◆ **Prompt**:
Once the pictures are set aside, transcribe the remaining data exactly.

◆ **Input data**:
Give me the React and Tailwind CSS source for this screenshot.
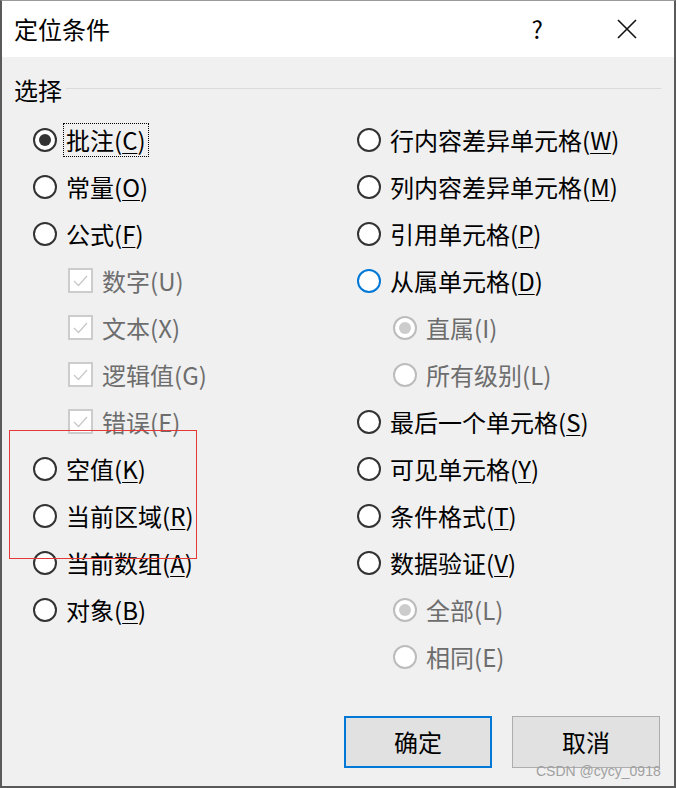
import React from "react";

const font = { fontFamily: '"Noto Sans CJK SC", "Noto Sans", sans-serif' };

function Radio({ checked, disabled, blue }) {
  const ring = disabled
    ? "border-[#bcbcbc]"
    : blue
    ? "border-[#0078d7]"
    : "border-[#333333]";
  return (
    <span
      className={`flex h-[24px] w-[24px] shrink-0 items-center justify-center rounded-full border-2 bg-white ${ring}`}
    >
      {checked && (
        <span
          className={`h-[12px] w-[12px] rounded-full ${
            disabled ? "bg-[#cccccc]" : "bg-[#333333]"
          }`}
        />
      )}
    </span>
  );
}

function Check() {
  return (
    <span className="flex h-[25px] w-[25px] shrink-0 items-center justify-center border-2 border-[#cccccc] bg-white">
      <svg width="17" height="17" viewBox="0 0 17 17" fill="none">
        <path d="M2 9l4.5 4.5L15 4" stroke="#c8c8c8" strokeWidth="1.3" />
      </svg>
    </span>
  );
}

function Label({ text, keyChar, disabled, focus }) {
  return (
    <span
      className={`whitespace-nowrap border px-[2px] text-[24px] leading-[32px] ${
        focus ? "border-dotted border-black" : "border-transparent"
      } ${disabled ? "text-[#6d6d6d]" : "text-black"}`}
    >
      {text}(
      {disabled ? keyChar : <u className="underline-offset-[3px] decoration-1">{keyChar}</u>})
    </span>
  );
}

function Row({ item }) {
  const indent = item.sub ? (item.check ? "pl-[35px]" : "pl-[36px]") : "";
  return (
    <div className={`flex h-[47px] items-center gap-[6px] ${indent}`}>
      {item.check ? (
        <Check />
      ) : (
        <Radio checked={item.checked} disabled={item.disabled} blue={item.blue} />
      )}
      <Label
        text={item.text}
        keyChar={item.k}
        disabled={item.disabled}
        focus={item.focus}
      />
    </div>
  );
}

const left = [
  { text: "批注", k: "C", checked: true, focus: true },
  { text: "常量", k: "O" },
  { text: "公式", k: "F" },
  { text: "数字", k: "U", sub: true, check: true, disabled: true },
  { text: "文本", k: "X", sub: true, check: true, disabled: true },
  { text: "逻辑值", k: "G", sub: true, check: true, disabled: true },
  { text: "错误", k: "E", sub: true, check: true, disabled: true },
  { text: "空值", k: "K" },
  { text: "当前区域", k: "R" },
  { text: "当前数组", k: "A" },
  { text: "对象", k: "B" },
];

const right = [
  { text: "行内容差异单元格", k: "W" },
  { text: "列内容差异单元格", k: "M" },
  { text: "引用单元格", k: "P" },
  { text: "从属单元格", k: "D", blue: true },
  { text: "直属", k: "I", sub: true, disabled: true, checked: true },
  { text: "所有级别", k: "L", sub: true, disabled: true },
  { text: "最后一个单元格", k: "S" },
  { text: "可见单元格", k: "Y" },
  { text: "条件格式", k: "T" },
  { text: "数据验证", k: "V" },
  { text: "全部", k: "L", sub: true, disabled: true, checked: true },
  { text: "相同", k: "E", sub: true, disabled: true },
];

export default function App() {
  return (
    <div
      className="relative flex h-[788px] w-[676px] flex-col border-x-2 border-b-2 border-t border-x-[#5a5a5a] border-b-[#5a5a5a] border-t-[#9a9a9a] bg-[#f0f0f0]"
      style={font}
    >
      {/* title bar */}
      <div className="flex h-[56px] shrink-0 items-center bg-white pl-[12px] pr-[37px]">
        <span className="text-[24px] leading-[32px] text-black">定位条件</span>
        <span className="ml-auto text-[24px] leading-[32px] text-black">?</span>
        <svg className="ml-[74px]" width="20" height="20" viewBox="0 0 20 20">
          <path d="M1 1L19 19M19 1L1 19" stroke="#111" strokeWidth="1.6" />
        </svg>
      </div>

      {/* group */}
      <div className="flex flex-1 flex-col">
        <div className="mt-[17px] flex items-center gap-[4px] pl-[12px] pr-[13px]">
          <span className="text-[24px] leading-[32px] text-black">选择</span>
          <span className="mt-[-4px] h-px flex-1 bg-[#dadada]" />
        </div>

        <div className="mt-[10px] grid grid-cols-[324px_1fr] pl-[31px]">
          <div className="flex flex-col">
            {left.map((it) => (
              <Row key={it.text} item={it} />
            ))}
          </div>
          <div className="flex flex-col">
            {right.map((it) => (
              <Row key={it.text} item={it} />
            ))}
          </div>
        </div>

        <div className="mt-[36px] flex gap-[20px] pl-[342px]">
          <button className="h-[52px] w-[148px] border-2 border-[#0078d7] bg-[#e1e1e1] text-[24px] text-black">
            确定
          </button>
          <button className="h-[52px] w-[148px] border border-[#adadad] bg-[#e1e1e1] text-[24px] text-black">
            取消
          </button>
        </div>
      </div>

      {/* annotation box */}
      <div className="pointer-events-none absolute left-[7px] top-[429px] h-[129px] w-[188px] border border-[#e53935]" />

      {/* watermark */}
      <span
        className="pointer-events-none absolute left-[534px] top-[762px] text-[14px] leading-[16px] text-[#a0a0a0]"
        style={{ fontFamily: '"Liberation Sans", Arial, sans-serif' }}
      >
        CSDN @cycy_0918
      </span>
    </div>
  );
}
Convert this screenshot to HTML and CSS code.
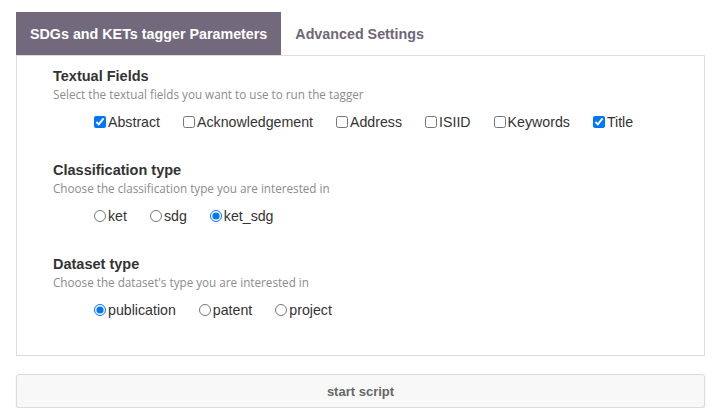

◆ **Reply to the task**:
Give me the React and Tailwind CSS source for this screenshot.
import React from "react";

const font = { fontFamily: '"Noto Sans CJK SC", "Noto Sans", sans-serif' };

function Radio({ checked, disabled, blue }) {
  const ring = disabled
    ? "border-[#bcbcbc]"
    : blue
    ? "border-[#0078d7]"
    : "border-[#333333]";
  return (
    <span
      className={`flex h-[24px] w-[24px] shrink-0 items-center justify-center rounded-full border-2 bg-white ${ring}`}
    >
      {checked && (
        <span
          className={`h-[12px] w-[12px] rounded-full ${
            disabled ? "bg-[#cccccc]" : "bg-[#333333]"
          }`}
        />
      )}
    </span>
  );
}

function Check() {
  return (
    <span className="flex h-[25px] w-[25px] shrink-0 items-center justify-center border-2 border-[#cccccc] bg-white">
      <svg width="17" height="17" viewBox="0 0 17 17" fill="none">
        <path d="M2 9l4.5 4.5L15 4" stroke="#c8c8c8" strokeWidth="1.3" />
      </svg>
    </span>
  );
}

function Label({ text, keyChar, disabled, focus }) {
  return (
    <span
      className={`whitespace-nowrap border px-[2px] text-[24px] leading-[32px] ${
        focus ? "border-dotted border-black" : "border-transparent"
      } ${disabled ? "text-[#6d6d6d]" : "text-black"}`}
    >
      {text}(
      {disabled ? keyChar : <u className="underline-offset-[3px] decoration-1">{keyChar}</u>})
    </span>
  );
}

function Row({ item }) {
  const indent = item.sub ? (item.check ? "pl-[35px]" : "pl-[36px]") : "";
  return (
    <div className={`flex h-[47px] items-center gap-[6px] ${indent}`}>
      {item.check ? (
        <Check />
      ) : (
        <Radio checked={item.checked} disabled={item.disabled} blue={item.blue} />
      )}
      <Label
        text={item.text}
        keyChar={item.k}
        disabled={item.disabled}
        focus={item.focus}
      />
    </div>
  );
}

const left = [
  { text: "批注", k: "C", checked: true, focus: true },
  { text: "常量", k: "O" },
  { text: "公式", k: "F" },
  { text: "数字", k: "U", sub: true, check: true, disabled: true },
  { text: "文本", k: "X", sub: true, check: true, disabled: true },
  { text: "逻辑值", k: "G", sub: true, check: true, disabled: true },
  { text: "错误", k: "E", sub: true, check: true, disabled: true },
  { text: "空值", k: "K" },
  { text: "当前区域", k: "R" },
  { text: "当前数组", k: "A" },
  { text: "对象", k: "B" },
];

const right = [
  { text: "行内容差异单元格", k: "W" },
  { text: "列内容差异单元格", k: "M" },
  { text: "引用单元格", k: "P" },
  { text: "从属单元格", k: "D", blue: true },
  { text: "直属", k: "I", sub: true, disabled: true, checked: true },
  { text: "所有级别", k: "L", sub: true, disabled: true },
  { text: "最后一个单元格", k: "S" },
  { text: "可见单元格", k: "Y" },
  { text: "条件格式", k: "T" },
  { text: "数据验证", k: "V" },
  { text: "全部", k: "L", sub: true, disabled: true, checked: true },
  { text: "相同", k: "E", sub: true, disabled: true },
];

export default function App() {
  return (
    <div
      className="relative flex h-[788px] w-[676px] flex-col border-x-2 border-b-2 border-t border-x-[#5a5a5a] border-b-[#5a5a5a] border-t-[#9a9a9a] bg-[#f0f0f0]"
      style={font}
    >
      {/* title bar */}
      <div className="flex h-[56px] shrink-0 items-center bg-white pl-[12px] pr-[37px]">
        <span className="text-[24px] leading-[32px] text-black">定位条件</span>
        <span className="ml-auto text-[24px] leading-[32px] text-black">?</span>
        <svg className="ml-[74px]" width="20" height="20" viewBox="0 0 20 20">
          <path d="M1 1L19 19M19 1L1 19" stroke="#111" strokeWidth="1.6" />
        </svg>
      </div>

      {/* group */}
      <div className="flex flex-1 flex-col">
        <div className="mt-[17px] flex items-center gap-[4px] pl-[12px] pr-[13px]">
          <span className="text-[24px] leading-[32px] text-black">选择</span>
          <span className="mt-[-4px] h-px flex-1 bg-[#dadada]" />
        </div>

        <div className="mt-[10px] grid grid-cols-[324px_1fr] pl-[31px]">
          <div className="flex flex-col">
            {left.map((it) => (
              <Row key={it.text} item={it} />
            ))}
          </div>
          <div className="flex flex-col">
            {right.map((it) => (
              <Row key={it.text} item={it} />
            ))}
          </div>
        </div>

        <div className="mt-[36px] flex gap-[20px] pl-[342px]">
          <button className="h-[52px] w-[148px] border-2 border-[#0078d7] bg-[#e1e1e1] text-[24px] text-black">
            确定
          </button>
          <button className="h-[52px] w-[148px] border border-[#adadad] bg-[#e1e1e1] text-[24px] text-black">
            取消
          </button>
        </div>
      </div>

      {/* annotation box */}
      <div className="pointer-events-none absolute left-[7px] top-[429px] h-[129px] w-[188px] border border-[#e53935]" />

      {/* watermark */}
      <span
        className="pointer-events-none absolute left-[534px] top-[762px] text-[14px] leading-[16px] text-[#a0a0a0]"
        style={{ fontFamily: '"Liberation Sans", Arial, sans-serif' }}
      >
        CSDN @cycy_0918
      </span>
    </div>
  );
}
Convert this screenshot to HTML and CSS code.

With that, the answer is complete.